3.In the book Social Evolution (1985), Robert L. Trivers writes from an “evolutionistic perspective” that human guilt and shame comes from a natural selection because these emotions prevent humans from carrying out actions that could harm their relations to others. This is because such relations are important for survival and reproduction. Michael Hammond (2006) writes that “evolutionary theory” started with Charles Darwin’s (1809-1882) interest in how emotions can be understood as a basic form for communication among humans and animals (1872/2007). Paul Ekman (2004) has used a lifetime doing research on how face expressions are used in all kinds of social interaction. He meant that research of the face and emotions can cast light on the evolutionary origin of emotions that are common in all human cultures. Hammond (2006) writes that for the evolutionary thinker, emotions sort out different kind of behavior into
“meaningful categories that carry rewards for following one path of action as opposed
to another. Emotions provide the physiological impact that can give real weight to a conscience of a moral imperative. Shame and guilt are the prime examples of this moralizing role for emotions. They can give gravity to any social construction to which individuals are emotionally tied. They can transform an ultimately arbitrary rule of behavior into something that appears very meaningful to the individual bathed in the emotional release tied to obeying or disobeying that rule” (p.370).
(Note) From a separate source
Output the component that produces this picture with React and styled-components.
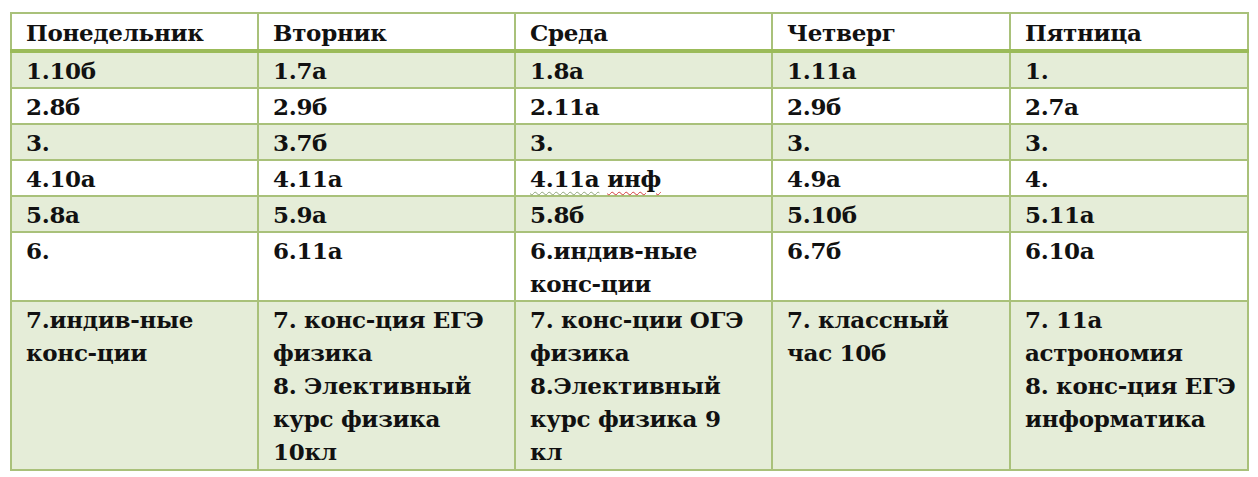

4.Turner (2006) writes that Thomas J. Scheff (1988, 1994, 1997) put together the thoughts of Charels H. Cooley (1902/2006) and Helen B. Lewis (1971) and came out with a new theory of emotions. Scheff’s theory is characterized by is combination of psychoanalytic tradition with symbolic interactionism. Scheff argues that shame is a repressed emotion; we have a tendency not to show our shame so that shame is almost invisible in our western culture. Gershen Kaufman (1980/1992) puts this view it to the point by saying that
“our culture is a shame-based culture, but here, shame is hidden. There is shame about shame and so it remains under strict taboo. Other cultures, for example, Eastern and Mediterranean, are organized more openly around shame and its counterpart, honor. What we need in our culture is to honor shame, and thereby redeem it” (p. 32-33).
Scheff and Retzinger (1991) write that our society, which represses shame, is characterized by meetings between people where shame is not acknowledged. Many people deny having shame over a whole lifetime. This repression of shame in our society leads to a diffuse hostility which can be used and/or misused by political leaders, such as Hitler before and under World War II. Scheff characterizes shame as the master emotion as Lewis also coded shame rather than guilt as the most common emotion. Turner (2006) calls repression the master defence mechanism.
“The more negative the emotion and the more they are associated with a failure to
verify self, the more probable is repression…Most important, the more emotions are repressed, the more they will be transmuted into new kinds of emotional response” (p.286).